Don’t Stop Believing Writing (Okay…and Believing)

Lastly, and perhaps most importantly, keep writing.  Write habitually. Write when the inspiration fairies are making it rain with fairy idea dust; write when the inspiration fairies have clearly immigrated to Australia. While I fully advocate taking a long walk, going for a drive, baking a cake—whatever will help you open your mind when you’re stuck, I also advocate for coming back, sitting down, and writing through the hard times.

There have been occasions when I’m writing, and I know even as I’m writing that what I’m writing sucks / isn’t working / is superfluous, etc. I know it’s going to get edited out; however, I also know that if I stop writing and try to figure out exactly what I want to say and how I want to say it, I’m going to spend precious writing time staring at the blinking cursor. It’s going to mock me, and I’m going to go look at Facebook, and then I won’t be any further along.

What’s more, spending too much time away from any project in progress is a recipe for losing your mojo. Those ideas that seemed great three weeks earlier will seem flat. You won’t really be in the rhythm of your story. Your characters and stories will seem…disingenuous when a few weeks earlier, they were as vibrant as the people living in your house.
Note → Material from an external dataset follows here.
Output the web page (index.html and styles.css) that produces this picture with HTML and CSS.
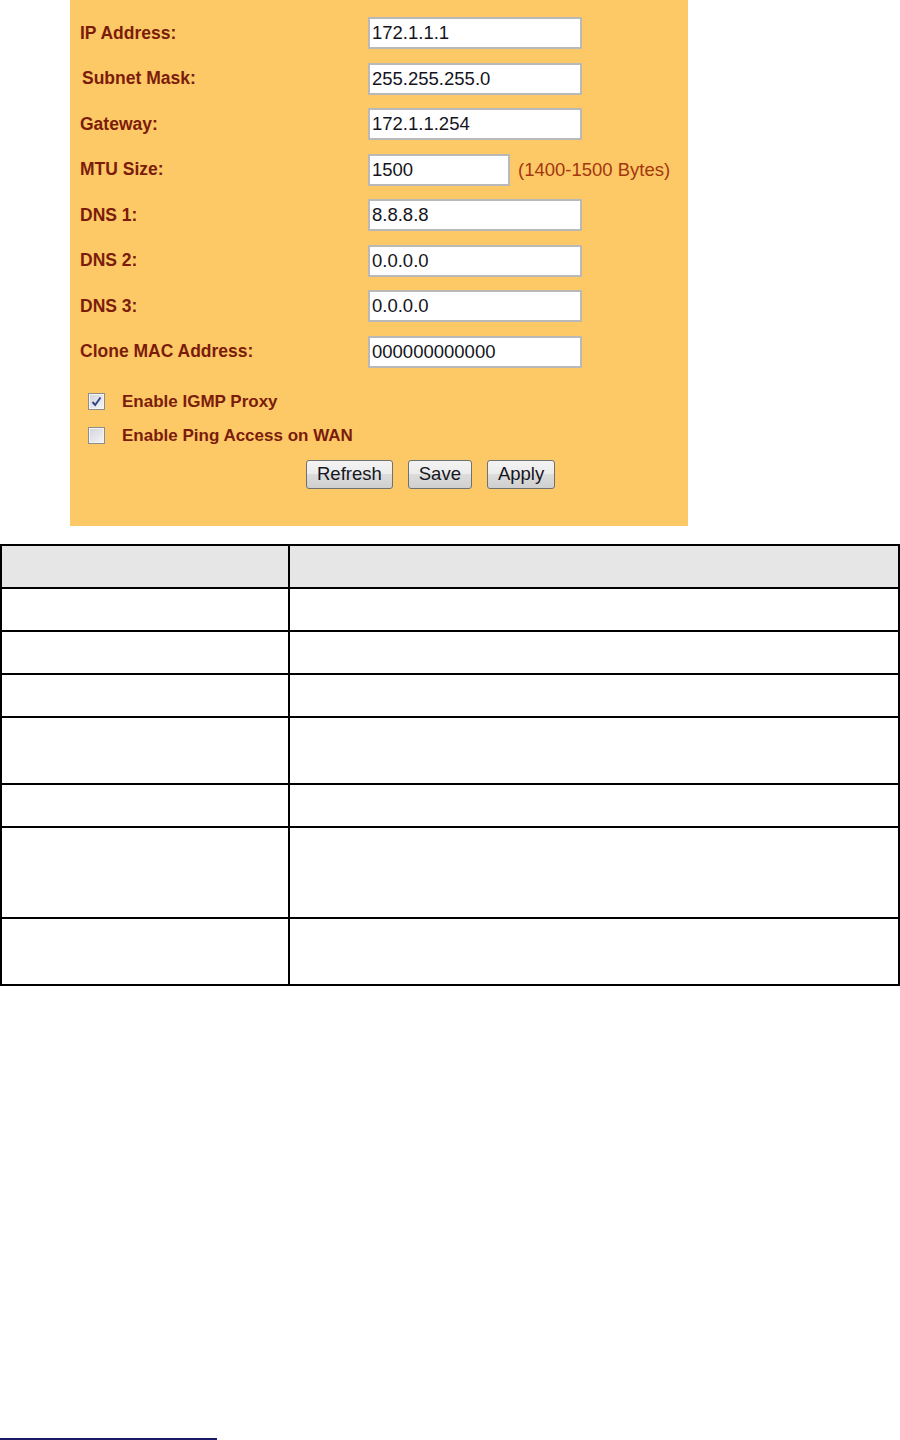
FILE: index.html
```html
<!DOCTYPE html>
<html lang="en">
<head>
  <meta charset="UTF-8">
  <title>WAN Setting</title>
  <link rel="stylesheet" href="styles.css">
</head>
<body>
  <div class="panel">
    <div class="field"><label>IP Address:</label><input class="box" type="text" value="172.1.1.1"></div>
    <div class="field"><label class="nudge">Subnet Mask:</label><input class="box" type="text" value="255.255.255.0"></div>
    <div class="field"><label>Gateway:</label><input class="box" type="text" value="172.1.1.254"></div>
    <div class="field"><label>MTU Size:</label><span class="inline"><input class="box short" type="text" value="1500"><span class="hint">(1400-1500 Bytes)</span></span></div>
    <div class="field"><label>DNS 1:</label><input class="box" type="text" value="8.8.8.8"></div>
    <div class="field"><label>DNS 2:</label><input class="box" type="text" value="0.0.0.0"></div>
    <div class="field"><label>DNS 3:</label><input class="box" type="text" value="0.0.0.0"></div>
    <div class="field"><label>Clone MAC Address:</label><input class="box" type="text" value="000000000000"></div>

    <div class="check first">
      <span class="cb"><svg width="11" height="11" viewBox="0 0 11 11"><path d="M1.5 6 L4.2 9 L9.5 1.5" fill="none" stroke="#34468a" stroke-width="2"/></svg></span>
      Enable IGMP Proxy
    </div>
    <div class="check">
      <span class="cb"></span>
      Enable Ping Access on WAN
    </div>

    <div class="actions">
      <button>Refresh</button>
      <button>Save</button>
      <button>Apply</button>
    </div>
  </div>

  <table class="desc">
    <tr class="head"><td class="c1"></td><td></td></tr>
    <tr class="r43"><td class="c1"></td><td></td></tr>
    <tr class="r43"><td class="c1"></td><td></td></tr>
    <tr class="r43"><td class="c1"></td><td></td></tr>
    <tr class="r67"><td class="c1"></td><td></td></tr>
    <tr class="r43"><td class="c1"></td><td></td></tr>
    <tr class="r91"><td class="c1"></td><td></td></tr>
    <tr class="r67"><td class="c1"></td><td></td></tr>
  </table>

  <div class="rule"></div>
</body>
</html>
```

FILE: styles.css
```css
body {
  margin: 0;
  background: #fff;
  font-family: "Liberation Sans", Arial, sans-serif;
}
.panel {
  box-sizing: border-box;
  width: 618px;
  height: 526px;
  margin-left: 70px;
  padding: 17px 0 0 10px;
  background: #fdc966;
}
.field {
  display: grid;
  grid-template-columns: 288px auto;
  align-items: center;
  height: 32px;
  margin-bottom: 13.5px;
}
.field label {
  font-size: 17.5px;
  font-weight: bold;
  color: #7b1c0b;
}
.field label.nudge {
  padding-left: 2px;
}
.inline {
  display: flex;
  align-items: center;
}
.box {
  box-sizing: border-box;
  width: 214px;
  height: 32px;
  padding: 0 2px;
  border: 2px solid #b9b9b9;
  background: #fff;
  font-family: "Liberation Sans", Arial, sans-serif;
  font-size: 18.5px;
  color: #141420;
  outline: none;
}
.box.short {
  width: 142px;
}
.hint {
  margin-left: 8px;
  font-size: 18.5px;
  color: #a3370f;
}
.check {
  display: flex;
  align-items: center;
  height: 20px;
  padding-left: 8px;
  margin-top: 14px;
  font-size: 17px;
  font-weight: bold;
  color: #7b1c0b;
}
.check.first {
  margin-top: 24px;
}
.cb {
  box-sizing: border-box;
  display: flex;
  align-items: center;
  justify-content: center;
  width: 17px;
  height: 17px;
  margin-right: 17px;
  border: 1px solid #8d8d8d;
  box-shadow: inset 0 0 0 1px #f4f4f4;
  background: linear-gradient(135deg, #cfd3db, #f6f6f8);
}
.actions {
  display: flex;
  gap: 15px;
  margin-top: 14px;
  padding-left: 226px;
}
.actions button {
  height: 29px;
  padding: 0 10px;
  border: 1px solid #707070;
  border-radius: 3px;
  background: linear-gradient(#f3f3f3, #ebebeb 50%, #dcdcdc 50%, #cfcfcf);
  font-family: "Liberation Sans", Arial, sans-serif;
  font-size: 18.5px;
  color: #16161e;
}
.desc {
  width: 900px;
  margin-top: 18px;
  border-collapse: collapse;
  border: 2px solid #000;
}
.desc td {
  padding: 0;
  border: 2px solid #000;
}
.desc td.c1 {
  width: 286px;
}
.desc .head td {
  height: 41px;
  background: #e6e6e6;
}
.desc .r43 td {
  height: 41px;
}
.desc .r67 td {
  height: 65px;
}
.desc .r91 td {
  height: 89px;
}
.rule {
  width: 217px;
  height: 2px;
  margin-top: 452px;
  background: #1a1a66;
}
```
Just remember that every writer gets stuck somewhere in their writing process. Not letting that stop you is what makes you the real deal and is what will guarantee that your book will (one day) see the light of day. As cliché as it sounds, you can’t finish what you never start, and you can’t finish what you stop doing.

Writer’s block and lack of inspiration happen to everyone; stick it to those obstacles by working through the tough times. Look inside and outside of yourself for motivation. Your main goal is a completed draft; after that, you can work with an editor to revise your story, so every idea or plot point is, well, on point.